Pubblicato su Politica Domani Num 26/27 - Giugno/Luglio 2003

Politica estera
L'anomalia argentina
L'Argentina ripone in Kirchner le ultime speranze

Fabio Antonilli

L'Argentina come Maradona, entrambi non smettono più di stupire. L'accostamento con l’ex campione di calcio, stando alle notizie sulle ultime elezioni presidenziali, sembra più che mai appropriato se non altro perché ormai da entrambi i fronti giungono notizie clamorose, che hanno dell'incredibile, fino ai limiti del grottesco.

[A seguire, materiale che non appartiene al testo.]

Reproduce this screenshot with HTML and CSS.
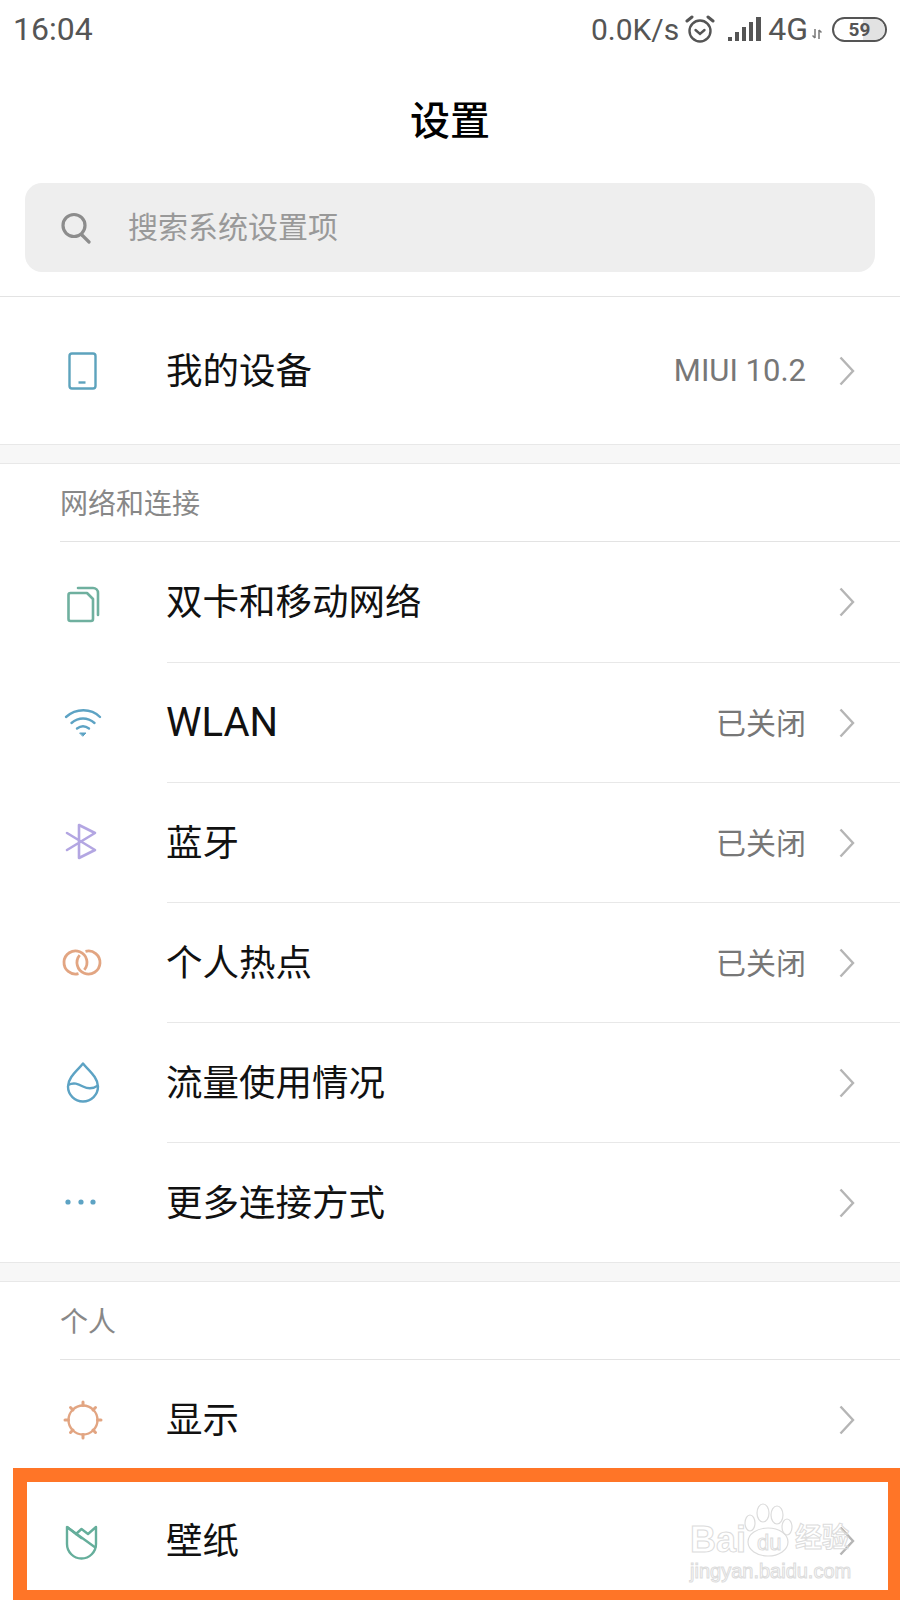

L'appuntamento con la storia era fissato per il 27 di aprile quando, tra i 19 candidati alle elezioni, tre nomi emergevano su tutti: Carlos Menem (già Presidente e propugnatore di una politica neo-liberista), Nestor Kirchner (più progressista) e Ricardo Lopez Murphy (ex ministro dell'economia contestato per i tagli alla spesa pubblica). Accomunati dalla provenienza politica - vengono tutti dalle file del perdonismo -, i tre riescono a fare di una personalistica, nonché populistica, gestione del potere la variante essenziale per potersi differenziare l'uno dal'’altro. Alla vigilia elettorale i sondaggi li presentano come gli unici in grado di poter vincere visto che l’elettorato argentino, circa 25 milioni di persone, sembra orientato principalmente verso candidati conservatori, relegando a pochissime speranze di vittoria i 16 candidati rimanenti che caldeggiano, invece, una politica più radical-riformista. Il giorno dopo le elezioni i risultati, infatti, dimostrano di rispecchiare fedelmente le proiezioni dei sondaggi. Menem ottiene il 24,3% dei consensi mentre Kirchner il 22%: si va al ballottaggio.

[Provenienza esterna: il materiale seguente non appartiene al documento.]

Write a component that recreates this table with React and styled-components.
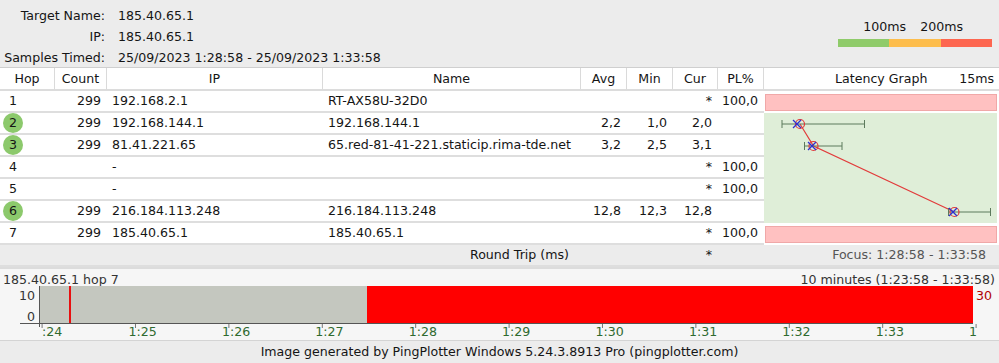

All'appuntamento del 18 maggio Menem si presenta come l’outsider: i suoi dieci anni di governo hanno diviso il Paese in due correnti di opinione, menemisti e anti-menemisti, eppure da lui è possibile aspettarsi ancora molte sorprese. In effetti Menem non tarda ad inscenare una commedia che renderà la situazione argentina ancor più anomala. A pochi giorni dal ballottaggio con un “gesto di vigliaccheria”, come lo ha definito Kirchner, decide di ritirarsi sapendo che sarebbe andato incontro a una sonora sconfitta - i sondaggi lo davano, infatti, perdente con una differenza dal 30% al 40% - lasciando così via libera all'insediamento del suo antagonista.

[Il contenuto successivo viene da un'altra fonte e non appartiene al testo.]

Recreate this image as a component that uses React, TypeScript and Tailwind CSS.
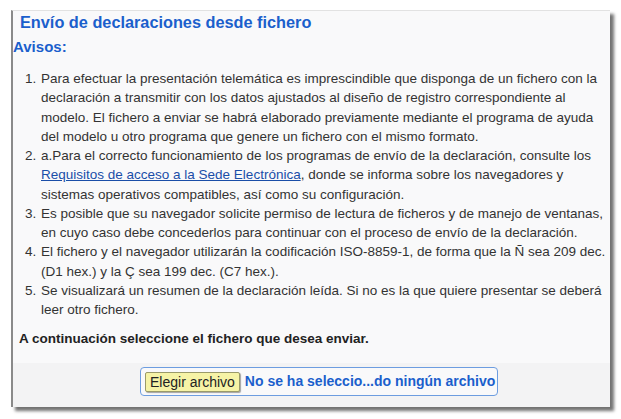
const avisos: React.ReactNode[] = [
  'Para efectuar la presentación telemática es imprescindible que disponga de un fichero con la declaración a transmitir con los datos ajustados al diseño de registro correspondiente al modelo. El fichero a enviar se habrá elaborado previamente mediante el programa de ayuda del modelo u otro programa que genere un fichero con el mismo formato.',
  <>
    a.Para el correcto funcionamiento de los programas de envío de la declaración, consulte los{' '}
    <a href="#" className="text-[#1a4ea8] underline">Requisitos de acceso a la Sede Electrónica</a>, donde se
    informa sobre los navegadores y sistemas operativos compatibles, así como su configuración.
  </>,
  'Es posible que su navegador solicite permiso de lectura de ficheros y de manejo de ventanas, en cuyo caso debe concederlos para continuar con el proceso de envío de la declaración.',
  'El fichero y el navegador utilizarán la codificación ISO-8859-1, de forma que la Ñ sea 209 dec. (D1 hex.) y la Ç sea 199 dec. (C7 hex.).',
  'Se visualizará un resumen de la declaración leída. Si no es la que quiere presentar se deberá leer otro fichero.',
]

export default function App() {
  return (
    <div className="w-[621px] h-[419px] bg-white pt-[10px] pl-[11px] font-['Liberation_Sans',Arial,sans-serif]">
      <div className="w-[599px] h-[397px] bg-[#f9f9fa] border-l-2 border-l-[#8a8a8a] border-t border-t-[#e2e2e2] shadow-[4px_4px_3px_rgba(0,0,0,0.55)] flex flex-col">
        <h1 className="text-[16.3px] leading-[20px] font-bold text-[#1b5fcc] pl-[7px] pt-[1px]">
          Envío de declaraciones desde fichero
        </h1>
        <h2 className="text-[15px] leading-[18px] font-bold text-[#1b5fcc] mt-[6px]">Avisos:</h2>

        <ol className="list-decimal pl-[27px] pr-[4px] mt-[13px] text-[13.5px] leading-[19.25px] text-[#333]">
          {avisos.map((a, i) => (
            <li key={i} className="pl-[1px]">{a}</li>
          ))}
        </ol>

        <p className="mt-[11px] pl-[6px] text-[13.5px] leading-[18px] font-bold text-[#222]">
          A continuación seleccione el fichero que desea enviar.
        </p>

        <div className="mt-auto h-[44px] bg-[#f3f3f4] pl-[127px] pt-[4px]">
          <div className="flex items-center gap-[5px] h-[29px] w-[358px] border border-[#6d9de0] rounded-[4px] bg-[#f9f9fa] px-[4px] whitespace-nowrap">
            <span className="bg-[#f6f3a6] border border-[#9a9a6a] rounded-[2px] shadow-[1px_1px_1px_rgba(0,0,0,0.35)] px-[4px] h-[20px] leading-[18px] text-[14px] text-[#222]">
              Elegir archivo
            </span>
            <span className="text-[14px] font-bold text-[#1b5fcc]">No se ha seleccio...do ningún archivo</span>
          </div>
        </div>
      </div>
    </div>
  )
}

Questa ambigua, quanto oscura vicenda rischia di costituire per l’Argentina una mina vagante pronta in qualsiasi momento a destabilizzare gli equilibri appena trovati. Il Capo del Governo, Nestor Kirchner, che dal 25 maggio è subentrato al presidente uscente Eduardo Duhalde, governa con la più bassa legittimazione popolare dal 1937 ad oggi, poco più del 22%. È chiaro quindi che il suo operato sarà costantemente sotto i riflettori, soprattutto dei suoi oppositori, che non mancheranno occasione per criticarlo e magari ricordargli ad ogni occasione che egli non è sostenuto dalla maggioranza della popolazione.
È clamorosamente mancato in Argentina quel ricambio della classe politica in cui molti speravano, se non altro perché i cittadini si sono mostrati ancora una volta poco propensi a cambiamenti radicali, un po' per sfiducia, un po’ anche per il timore di avventurarsi verso un futuro peggiore. Nonostante la crisi economico-finanziaria e la corruzione dilagante nei Palazzi del Potere, la classe dirigente peronista, ritenuta la maggiore responsabile del tracollo, è ancora salda al suo posto. Questa volta si presenta con il volto di Nestor Kirchner, ex governatore della Patagonia. La situazione sembra senza uscita, per questo anche i più disillusi confidano con le loro ultime, residue speranze che il nuovo Presidente possa riportare in Argentina una situazione di normalità sociale, nonché di ripresa economica.